Sex was sinful. And sin was sexual. Both of them were inextricably bound up with race, which was something we all knew, the way we knew that Robert E. Lee was a hero and North Carolina was the basketball capital of the world. I could not help but notice that grown-ups always talked about both race and sex in exactly the same whispered tones. Hymns we sang in church promised that the blood of Jesus would wash our sins “as white as snow,” cleanse our souls of “one dark blot,” or help our “dark passions to subdue.” And I knew, without knowing how I knew, without ever being told, that the color line throbbed with sexual taboo.

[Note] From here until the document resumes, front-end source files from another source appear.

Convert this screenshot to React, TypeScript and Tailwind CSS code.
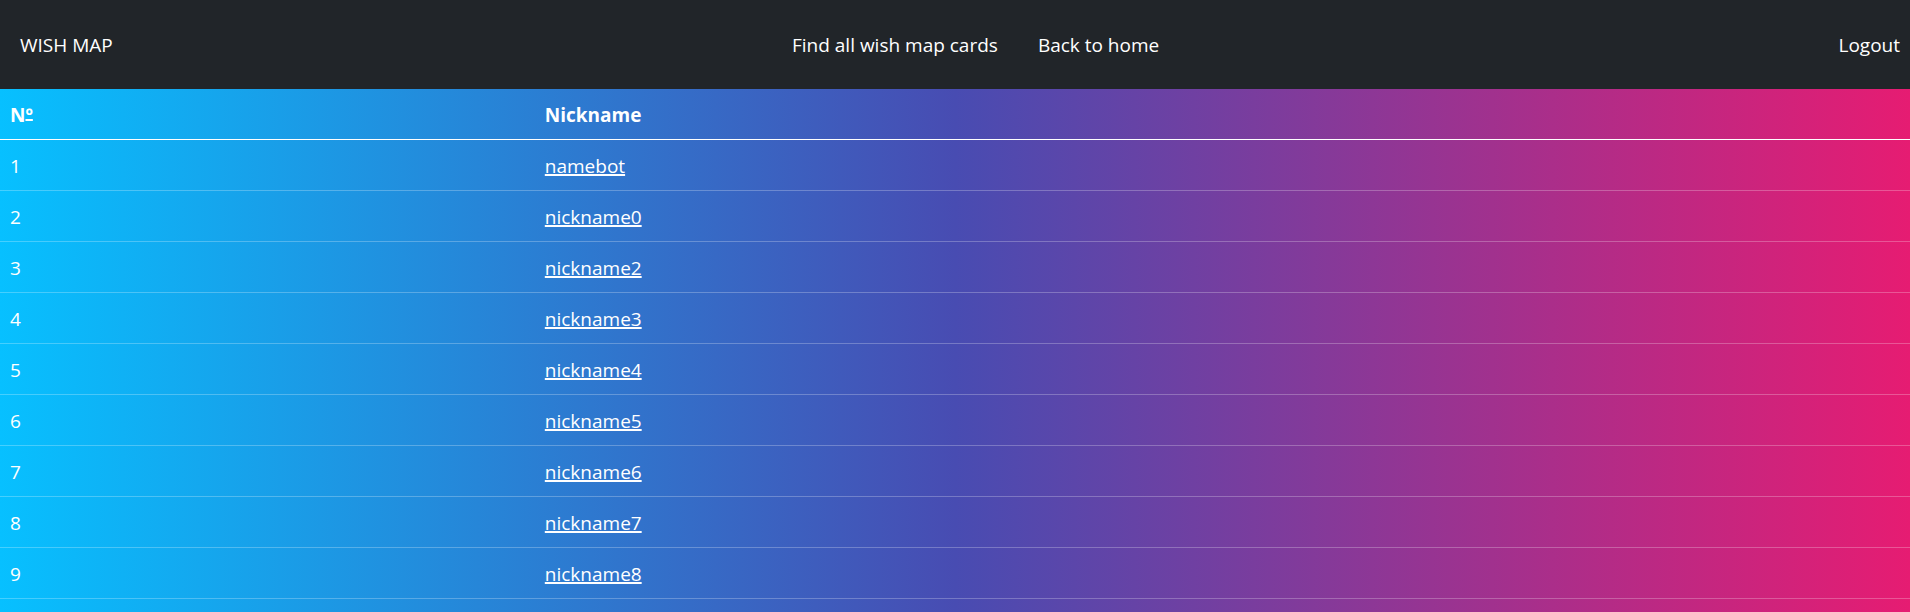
const nicknames = [
  'namebot',
  'nickname0',
  'nickname2',
  'nickname3',
  'nickname4',
  'nickname5',
  'nickname6',
  'nickname7',
  'nickname8',
];

function NavBar() {
  return (
    <header className="bg-[#212529] pt-[31px] pb-[29px]">
      <nav className="flex items-center justify-between leading-[29px]">
        <a href="#" className="px-5">WISH MAP</a>
        <div className="flex">
          <a href="#cards" className="px-5">Find all wish map cards</a>
          <a href="#home" className="px-5">Back to home</a>
        </div>
        <a href="#logout" className="pl-5 pr-[10px]">Logout</a>
      </nav>
    </header>
  );
}

export default function App() {
  return (
    <div className="min-h-screen bg-[linear-gradient(to_right,#07c0ff_0%,#2686d8_25%,#484cb2_50%,#e61c72_100%)] font-['Segoe_UI','Open_Sans',sans-serif] text-[19px] text-white">
      <NavBar />
      <main>
        <table className="w-full table-fixed border-separate border-spacing-0 text-left leading-[30px]">
          <thead>
            <tr>
              <th scope="col" className="w-[28%] border-b border-white px-[10px] pt-[11px] pb-[9px] font-bold">
                N<span className="underline decoration-2 underline-offset-[-3px]">º</span>
              </th>
              <th scope="col" className="border-b border-white px-[10px] pt-[11px] pb-[9px] font-bold">Nickname</th>
            </tr>
          </thead>
          <tbody>
            {nicknames.map((name, i) => (
              <tr key={name}>
                <td className="border-b border-white/25 px-[10px] pt-[11px] pb-[9px]">{i + 1}</td>
                <td className="border-b border-white/25 px-[10px] pt-[11px] pb-[9px]">
                  <a href={`#${name}`} className="underline decoration-2 underline-offset-1">{name}</a>
                </td>
              </tr>
            ))}
          </tbody>
        </table>
      </main>
    </div>
  );
}
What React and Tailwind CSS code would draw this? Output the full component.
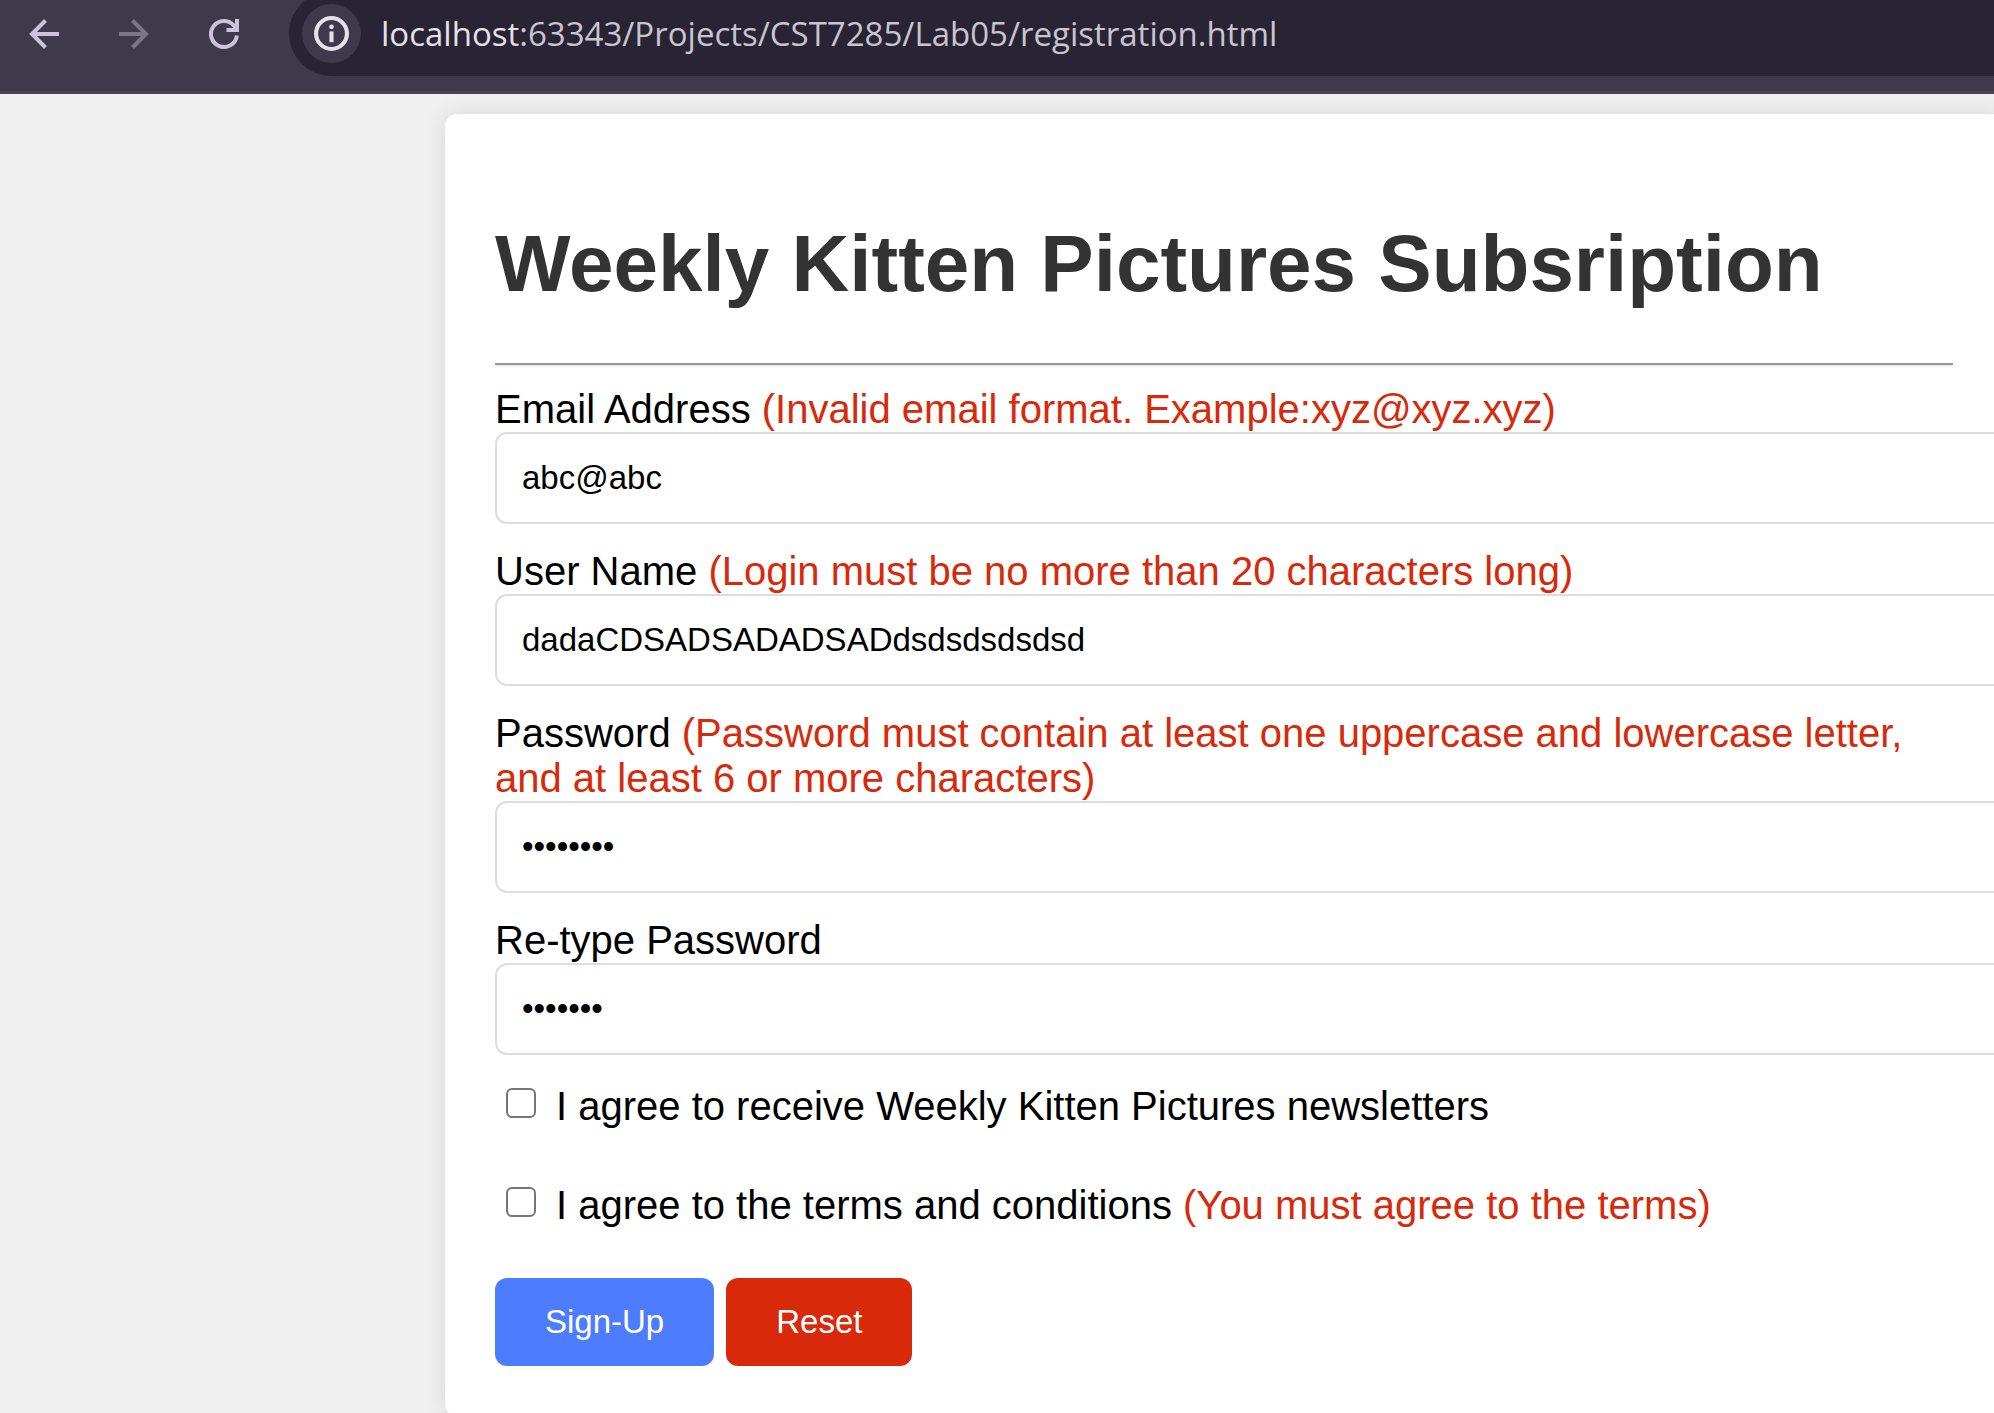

Segregation, I understood without ever having been told, existed to protect white womanhood from the abomination of contact with uncontrollable black men. Whites who questioned segregation confronted the inevitable and, for most people, conclusive cross-examination: Would you want your daughter to marry one? The answer never came, and it never had to come. Everybody knew that would be the most horrible thing imaginable, because interracial sex was inherently pornographic, unnatural, and perverted. If sex was sinful, interracial sex was the most sinful—and therefore the most sexual—that sex could get. And the worst abomination of all, of course, was sex between a black man and a white woman. It was that sin—or the faint hint of it—that got Dickie Marrow murdered.

It took me many years and a Ph.D. in American history to find my way toward the roots of this strange folkway. The sexual obsessions of white supremacy, which were so evident to the children of Jim Crow, had their origins in the fundamental structure of the colonial economy three hundred years earlier. In 1662, the
Virginia legislature passed a statute that read, “Children got by an Englishman upon a Negro woman shall be bond or free according to the condition of the mother.” This reversed English common law, under which the status of a child followed that of the father.